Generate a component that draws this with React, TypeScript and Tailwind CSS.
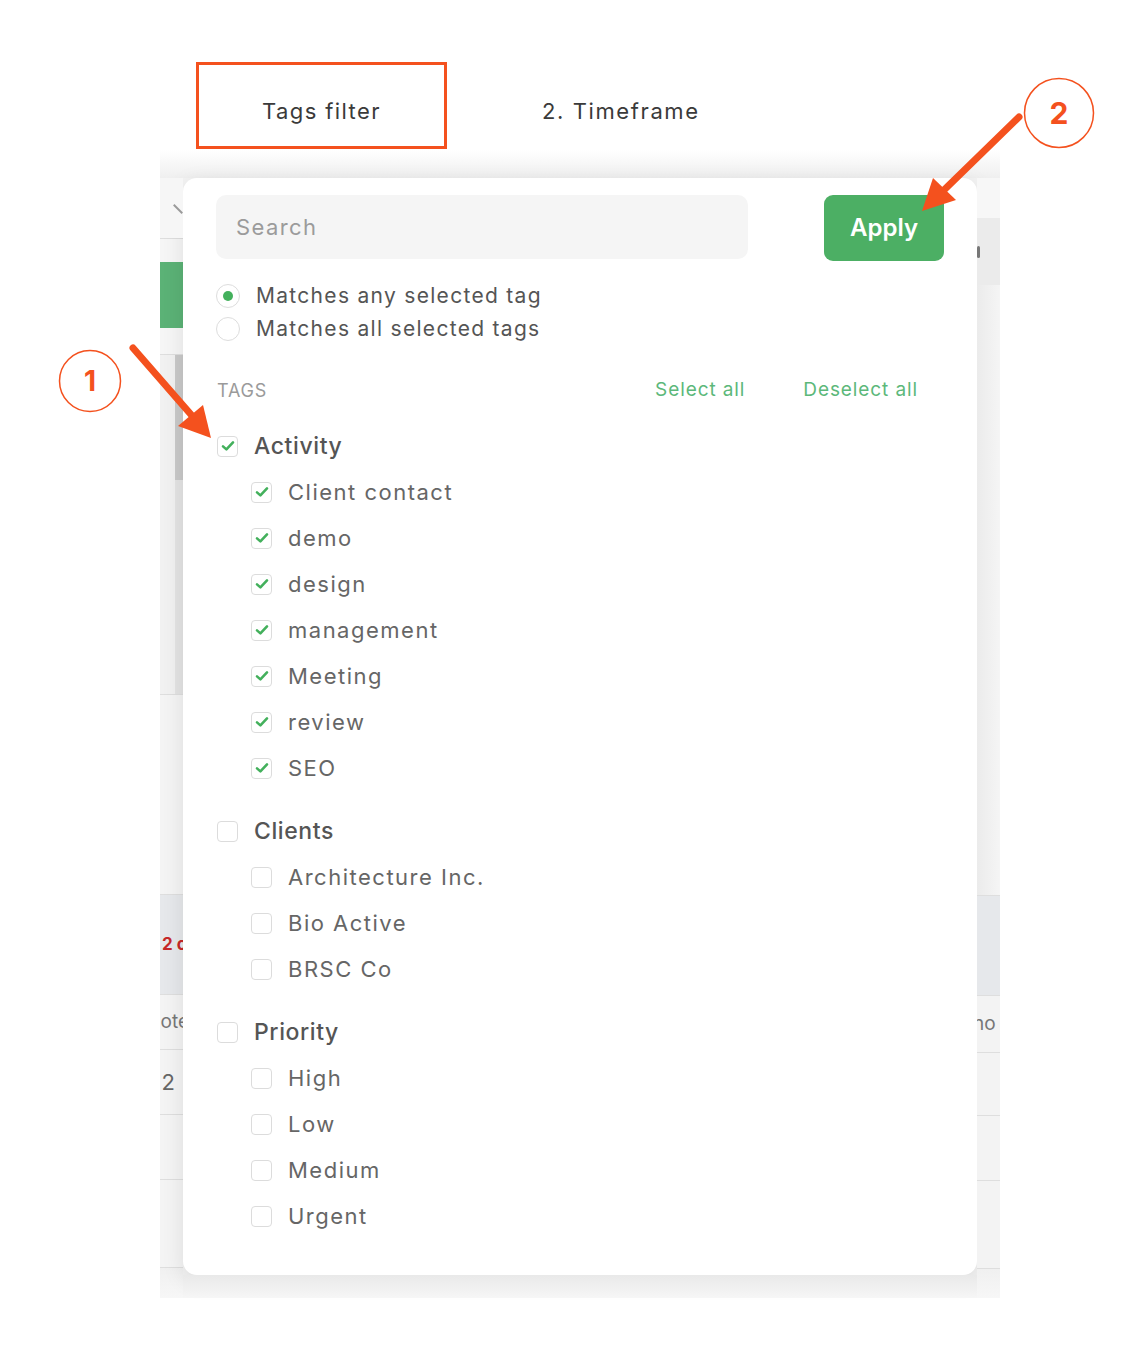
import React from "react"

const FONT = { fontFamily: "Inter, 'Noto Sans', 'Liberation Sans', sans-serif" }

const GROUPS = [
  {
    name: "Activity",
    checked: true,
    items: ["Client contact", "demo", "design", "management", "Meeting", "review", "SEO"],
  },
  { name: "Clients", checked: false, items: ["Architecture Inc.", "Bio Active", "BRSC Co"] },
  { name: "Priority", checked: false, items: ["High", "Low", "Medium", "Urgent"] },
]

function Check({ on }: { on: boolean }) {
  return (
    <span className="flex h-[21px] w-[21px] flex-none items-center justify-center rounded-[4px] border-[1.5px] border-[#dcdcdc] bg-white">
      {on && (
        <svg width="16" height="16" viewBox="0 0 16 16" fill="none">
          <path d="M3 8.4 L6.4 11.4 L13 4.4" stroke="#43b05c" strokeWidth="2.6" strokeLinecap="round" strokeLinejoin="round" />
        </svg>
      )}
    </span>
  )
}

function Radio({ on, label }: { on: boolean; label: string }) {
  return (
    <div className="flex h-[33px] items-center gap-[16px]">
      <span className="flex h-[24px] w-[24px] flex-none items-center justify-center rounded-full border-[1.5px] border-[#dddddd] bg-white">
        {on && <span className="h-[10px] w-[10px] rounded-full bg-[#43b05c]" />}
      </span>
      <span className="text-[21px] tracking-[1.3px] text-[#555555]">{label}</span>
    </div>
  )
}

// background table edge peeking out at the sides of the popup
function Line() {
  return <div className="h-px bg-[#dedede]" />
}

function LeftStrip() {
  return (
    <div className="flex flex-col overflow-hidden bg-[#f4f4f4]">
      <div className="relative h-[60px] bg-[#f6f6f6]">
        <div className="absolute left-[12px] top-[30px] h-[2px] w-[12px] rotate-45 bg-[#9a9a9a]" />
      </div>
      <Line />
      <div className="h-[23px] bg-[#f6f6f6]" />
      <div className="h-[66px] bg-[#5bb276]" />
      <div className="h-[26px] bg-[#f6f6f6]" />
      <Line />
      <div className="flex h-[339px] justify-end bg-[#f1f1f1]">
        <div className="flex w-[8px] flex-col bg-[#e4e4e4]">
          <div className="h-[125px] bg-[#c9c9c9]" />
        </div>
      </div>
      <Line />
      <div className="h-[199px] bg-[#f4f4f4]" />
      <Line />
      <div className="flex h-[99px] items-center bg-[#e6e8eb] pl-[2px]">
        <span className="whitespace-nowrap text-[17px] font-bold text-[#c62828]">2 c</span>
      </div>
      <Line />
      <div className="flex h-[54px] items-center justify-end bg-[#f4f4f4]">
        <span className="-mr-[6px] whitespace-nowrap text-[19px] text-[#777777]">ote</span>
      </div>
      <Line />
      <div className="flex h-[64px] items-center justify-end bg-[#f4f4f4]">
        <span className="mr-[8px] whitespace-nowrap text-[22px] text-[#666666]">2</span>
      </div>
      <Line />
      <div className="h-[64px] bg-[#f4f4f4]" />
      <Line />
      <div className="h-[87px] bg-[#f4f4f4]" />
      <Line />
      <div className="flex-1 bg-gradient-to-b from-[#f0f0f0] to-[#f7f7f7]" />
    </div>
  )
}

function RightStrip() {
  return (
    <div className="flex flex-col overflow-hidden bg-[#f3f3f3]">
      <div className="h-[40px] bg-[#f7f7f7]" />
      <div className="flex h-[67px] items-center bg-[#ebebeb]">
        <div className="h-[12px] w-[3px] rounded-full bg-[#777777]" />
      </div>
      <div className="h-[610px] bg-gradient-to-r from-[#ebebeb] to-[#f5f5f5]" />
      <Line />
      <div className="h-[99px] bg-[#e6e8eb]" />
      <Line />
      <div className="flex h-[56px] items-center bg-[#f3f3f3]">
        <span className="-ml-[4px] whitespace-nowrap text-[19px] text-[#777777]">no</span>
      </div>
      <Line />
      <div className="h-[62px] bg-[#f3f3f3]" />
      <Line />
      <div className="h-[64px] bg-[#f3f3f3]" />
      <Line />
      <div className="h-[87px] bg-[#f3f3f3]" />
      <Line />
      <div className="flex-1 bg-gradient-to-b from-[#f0f0f0] to-[#f7f7f7]" />
    </div>
  )
}

function Popup() {
  return (
    <div className="flex h-[1097px] flex-col rounded-[14px] bg-white px-[33px] pt-[17px] shadow-[0_6px_22px_rgba(0,0,0,0.10)]">
      <div className="flex items-start justify-between">
        <div className="flex h-[64px] w-[532px] items-center rounded-[10px] bg-[#f5f5f5] pl-[20px] text-[22px] tracking-[1.4px] text-[#9b9b9b]">
          Search
        </div>
        <button className="flex h-[66px] w-[120px] items-center justify-center rounded-[9px] bg-[#4caf64] text-[24px] font-semibold text-white">
          Apply
        </button>
      </div>

      <div className="mt-[18px] flex flex-col">
        <Radio on label="Matches any selected tag" />
        <Radio on={false} label="Matches all selected tags" />
      </div>

      <div className="mt-[33px] flex h-[24px] items-center pl-[1px] pr-[26px]">
        <span className="text-[18px] uppercase tracking-[0.8px] text-[#9a9a9a]">Tags</span>
        <span className="ml-auto text-[19px] tracking-[0.9px] text-[#5cb87a]">Select all</span>
        <span className="ml-[58px] text-[19px] tracking-[0.9px] text-[#5cb87a]">Deselect all</span>
      </div>

      <div className="mt-[21px] flex flex-col gap-[17px] pl-[1px]">
        {GROUPS.map((g) => (
          <div key={g.name} className="flex flex-col">
            <div className="flex h-[46px] items-center gap-[16px]">
              <Check on={g.checked} />
              <span className="text-[23px] font-medium tracking-[0.6px] text-[#555555]">{g.name}</span>
            </div>
            {g.items.map((it) => (
              <div key={it} className="flex h-[46px] items-center gap-[16px] pl-[34px]">
                <Check on={g.checked} />
                <span className="text-[22px] tracking-[1.5px] text-[#666666]">{it}</span>
              </div>
            ))}
          </div>
        ))}
      </div>
    </div>
  )
}

function Annotations() {
  const orange = "#f4511e"
  return (
    <svg className="pointer-events-none absolute left-0 top-0" width="1125" height="1350" viewBox="0 0 1125 1350">
      <circle cx="90" cy="381" r="30.5" fill="white" stroke={orange} strokeWidth="1.5" />
      <text x="90" y="391" textAnchor="middle" fontSize="28" fontWeight="700" fill={orange} fontFamily="Inter, sans-serif">1</text>
      <line x1="133" y1="348" x2="194" y2="418" stroke={orange} strokeWidth="7" strokeLinecap="round" />
      <polygon points="211,438 178,426 203,405" fill={orange} />

      <circle cx="1059" cy="113" r="34.5" fill="white" stroke={orange} strokeWidth="1.5" />
      <text x="1059" y="124" textAnchor="middle" fontSize="30" fontWeight="700" fill={orange} fontFamily="Inter, sans-serif">2</text>
      <line x1="1019" y1="117" x2="944" y2="190" stroke={orange} strokeWidth="7" strokeLinecap="round" />
      <polygon points="922,211 933,178 956,200" fill={orange} />
    </svg>
  )
}

export default function App() {
  return (
    <div className="relative h-[1350px] w-[1125px] overflow-hidden bg-white" style={FONT}>
      <div className="flex h-[150px] items-end pb-[1px] pl-[196px]">
        <div className="flex h-[87px] w-[251px] items-center justify-center border-[3px] border-[#f4511e] pt-[12px] text-[22px] tracking-[1.4px] text-[#3a3a3a]">
          Tags filter
        </div>
        <div className="ml-[95px] flex h-[87px] items-center pt-[12px] text-[22px] tracking-[1.6px] text-[#3a3a3a]">
          2. Timeframe
        </div>
      </div>

      <div className="ml-[160px] w-[840px]">
        <div className="h-[28px] bg-gradient-to-b from-white to-[#efefef]" />
        <div className="grid h-[1120px] grid-cols-[23px_794px_23px]">
          <LeftStrip />
          <div className="flex flex-col bg-[#f3f3f3]">
            <Popup />
            <div className="flex-1 bg-gradient-to-b from-[#e9e9e9] to-[#f6f6f6]" />
          </div>
          <RightStrip />
        </div>
      </div>

      <Annotations />
    </div>
  )
}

_ _ _ _ _

* **Set exercise**:
All lines that include "React" are to be gathered and copied.

* **Expected answer**:
Generate a component that draws this with React, TypeScript and Tailwind CSS.
import React from "react"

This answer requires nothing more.